If Nikon, then view this:


----------



## mark4583 (Jan 22, 2019)

Nikon D750, I haven't shot any Real Estate , right now Im just exploring the idea of getting into real estate photography,  I have looked at that 14-24 but its still a bit out of my budget.


----------



## OldManJim (Jan 23, 2019)

I have used a 10-20 Nikon with success but I'd agree the 14-24 lens is much better. I'd also suggest you become proficient in the use of HDR photography. With windows in most rooms, you will find a wide range of exposure values and HDR can help overcome that problem.


----------



## mark4583 (Jan 24, 2019)

Right now I have the 18-35 and its a decent lens,   When dealing with the larger names Like a Century 21, Do they hire the photographers or is it normally left up to the individual agent?


----------



## OldManJim (Jan 25, 2019)

In my limited experience, I was hired by the individual real estate agents. Actually, there were 3 in the same office and the shared my fee.


----------



## dennybeall (Jan 25, 2019)

With crop-sensor camera I use the 10-20mm(15-25 equiv) for documenting work inside but it does distort interiors for real estate sales shots.

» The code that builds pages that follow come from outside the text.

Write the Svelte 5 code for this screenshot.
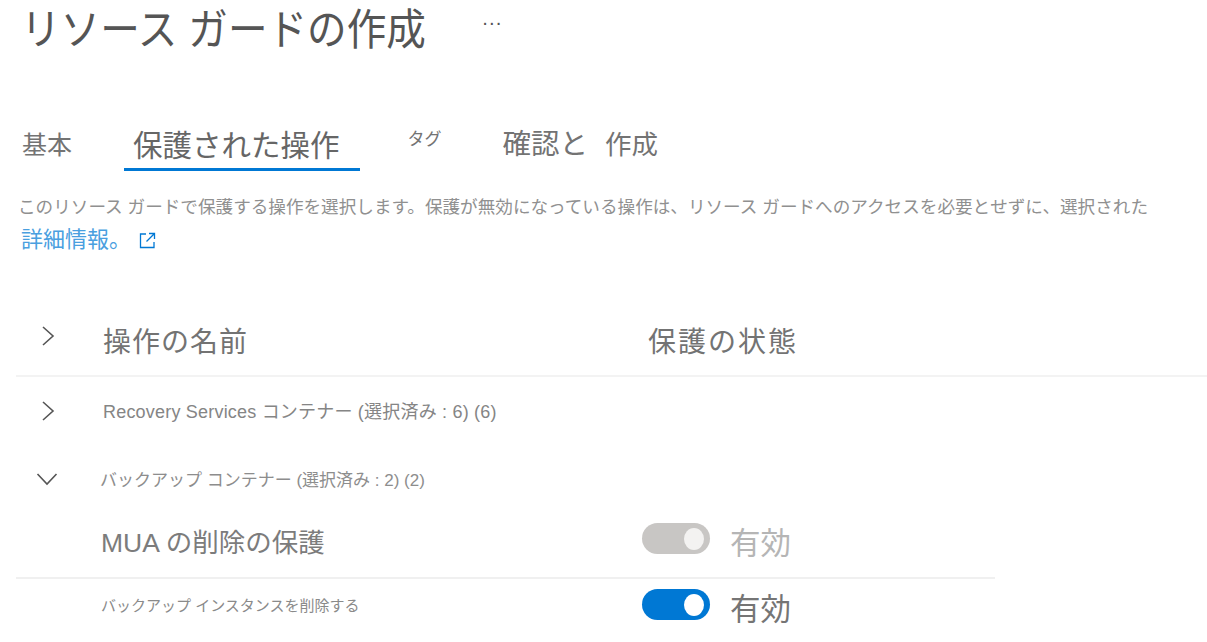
<script lang="ts">
  interface OperationRow {
    readonly name: string;
    readonly size: 'large' | 'small';
    readonly on: boolean;
    readonly disabled: boolean;
  }

  const rows: OperationRow[] = [
    { name: 'MUA の削除の保護', size: 'large', on: true, disabled: true },
    { name: 'バックアップ インスタンスを削除する', size: 'small', on: true, disabled: false },
  ];
</script>

<main class="page">
  <header class="title-row">
    <h1>リソース ガードの作成</h1>
    <span class="more">···</span>
  </header>

  <nav class="tabs">
    <span class="tab basics">基本</span>
    <span class="tab active">保護された操作</span>
    <span class="tab tags">タグ</span>
    <span class="tab review"><span class="review-a">確認と</span><span class="review-b">作成</span></span>
  </nav>

  <p class="desc">このリソース ガードで保護する操作を選択します。保護が無効になっている操作は、リソース ガードへのアクセスを必要とせずに、選択された</p>
  <a class="learn" href="#learn">
    詳細情報。
    <svg width="17" height="17" viewBox="0 0 17 17" fill="none" stroke="#0078d4" stroke-width="1.3">
      <path d="M7 2H1.500v13.500H15V10" />
      <path d="M10 1.500h5.500V7M15.500 1.500 7.500 9.500" />
    </svg>
  </a>

  <div class="table">
    <div class="row head">
      <svg class="chev up" width="14" height="22" viewBox="0 0 14 22"><path d="M2 2l10 9-10 9" /></svg>
      <span class="col-name">操作の名前</span>
      <span class="col-state">保護の状態</span>
    </div>

    <div class="row group first">
      <svg class="chev" width="14" height="22" viewBox="0 0 14 22"><path d="M2 2l10 9-10 9" /></svg>
      <span class="group-name">Recovery Services コンテナー (選択済み : 6) (6)</span>
    </div>

    <div class="row group second">
      <svg class="chev down" width="22" height="14" viewBox="0 0 22 14"><path d="M1.500 2l9.500 10 9.500-10" /></svg>
      <span class="group-name thin">バックアップ コンテナー (選択済み : 2) (2)</span>
    </div>

    {#each rows as row}
      <div class="row op" class:large={row.size === 'large'}>
        <span class="op-name">{row.name}</span>
        <span class="state" class:disabled={row.disabled}>
          <span class="toggle"><span class="knob"></span></span>
          <span class="state-label">有効</span>
        </span>
      </div>
    {/each}
  </div>
</main>

<style>
  :global(body) {
    background: #fff;
    overflow: hidden;
  }

  .page {
    width: 1207px;
    height: 642px;
    overflow: hidden;
    font-family: 'Liberation Sans', 'Noto Sans CJK JP', sans-serif;
    color: #737373;
  }

  .title-row {
    display: flex;
    align-items: flex-start;
    padding-left: 21px;
    height: 123px;
  }

  h1 {
    margin: 0;
    font-size: 39.600px;
    line-height: 60px;
    font-weight: 400;
    color: #555;
    white-space: nowrap;
    transform: scaleY(1.08);
    transform-origin: left center;
  }

  .more {
    margin-left: 56px;
    margin-top: 10px;
    font-size: 20px;
    line-height: 24px;
    color: #555;
  }

  .tabs {
    display: flex;
    align-items: flex-start;
    height: 69px;
    padding-left: 22px;
  }

  .tab {
    white-space: nowrap;
  }

  .basics {
    font-size: 25px;
    line-height: 44px;
    margin-right: 52px;
  }

  .active {
    font-size: 29.500px;
    line-height: 40px;
    margin-top: 3px;
    padding: 0 20px 2px 9px;
    border-bottom: 3px solid #0078d4;
    margin-right: 48px;
    color: #666;
  }

  .tags {
    font-size: 17px;
    line-height: 34px;
    margin-right: 61px;
  }

  .review {
    display: flex;
    align-items: baseline;
    line-height: 42px;
    font-size: 28.500px;
  }

  .review-b {
    font-size: 26.500px;
    margin-left: 17px;
  }

  .desc {
    margin: 0;
    padding-left: 18px;
    font-size: 17.600px;
    line-height: 30px;
    color: #909090;
    white-space: nowrap;
  }

  .learn {
    display: flex;
    align-items: center;
    gap: 8px;
    padding-left: 21px;
    font-size: 22px;
    line-height: 34px;
    margin-top: 1px;
    color: #4a9fdf;
    text-decoration: none;
  }

  .table {
    margin-top: 49px;
    margin-left: 16px;
  }

  .row {
    display: grid;
    grid-template-columns: 87px 545px 1fr;
    align-items: center;
  }

  .chev {
    justify-self: start;
    margin-left: 25px;
    fill: none;
    stroke: #555;
    stroke-width: 1.6;
  }

  .chev.down {
    margin-left: 20px;
  }

  .head {
    height: 71px;
    width: 1191px;
    border-bottom: 2px solid #f3f3f3;
    box-sizing: border-box;
  }

  .head .chev.up {
    margin-top: -10px;
  }

  .col-name,
  .col-state {
    font-size: 28px;
    letter-spacing: 1px;
    line-height: 40px;
    white-space: nowrap;
    margin-top: 5px;
  }

  .col-state {
    letter-spacing: 2px;
  }

  .group {
    height: 68px;
  }

  .group-name {
    grid-column: 2 / 4;
    font-size: 18px;
    letter-spacing: 0.200px;
    color: #858585;
    white-space: nowrap;
    margin-bottom: 2px;
  }

  .group-name.thin {
    margin-left: -3px;
    font-size: 17px;
    letter-spacing: 0;
    color: #8d8d8d;
  }

  .op {
    height: 64px;
    width: 979px;
    grid-template-columns: 85px 541px 1fr;
  }

  .op.large {
    height: 66px;
    border-bottom: 2px solid #f0f0f0;
    box-sizing: border-box;
  }

  .op-name {
    grid-column: 2;
    font-size: 15px;
    color: #8a8a8a;
    white-space: nowrap;
    margin-bottom: 14px;
  }

  .large .op-name {
    font-size: 26.500px;
    color: #7c7c7c;
    margin-bottom: 10px;
  }

  .state {
    display: flex;
    align-items: flex-start;
    gap: 20px;
    color: #757575;
    margin-bottom: 4px;
  }

  .state.disabled {
    color: #b5b5b5;
  }

  .toggle {
    flex: none;
    width: 68px;
    height: 31px;
    margin-top: 1px;
    border-radius: 16px;
    background: #0078d4;
    display: flex;
    align-items: center;
    justify-content: flex-end;
    padding-right: 6px;
    box-sizing: border-box;
  }

  .knob {
    width: 20px;
    height: 22px;
    border-radius: 50%;
    background: #fff;
  }

  .disabled .toggle {
    background: #c8c6c4;
  }

  .disabled .knob {
    background: #f3f2f1;
  }

  .state-label {
    font-size: 30.500px;
    line-height: 42px;
  }
</style>
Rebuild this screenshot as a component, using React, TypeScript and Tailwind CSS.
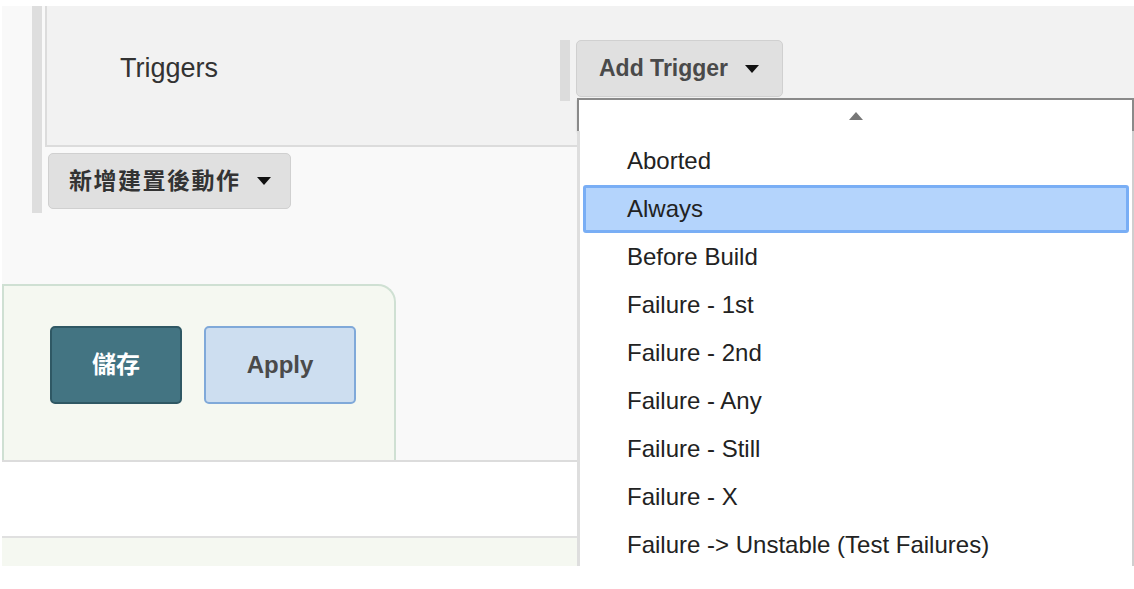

The 18-140 works well for putting together nice shots with just a little distortion and getting architectural features without being able to get close.


----------



## kaif hasan (Mar 12, 2019)

You can use ultra wide angle lens


----------



## turkeyjerky214 (Apr 10, 2019)

I think it comes down to what level of real estate photography you want to get into.  If you're doing cheaper houses and not making much on it, a decent wide angle with some keystone correction in post should be enough.  A friend of mine that I assist for occasionally is an architecture photographer, and he uses all tilt-shift lenses.


----------



## Soocom1 (Apr 10, 2019)

When I did some, I used a 19-35 and a 24-70. 

The lenses were specific for the effect aspect and alot of lighting capture.  Ergo: wide angle for interior shots to make the rooms look spacious and the exterior for specifics of selling the home's attributes. 

if you get serious, and want to make money, you'll want to eventually get a Tilt-Shift lens. 
But that's a whole different world. 


if your out to build a portfolio I would seriously recommend certain other lenses and setups but again that would be for higher end pro work.


----------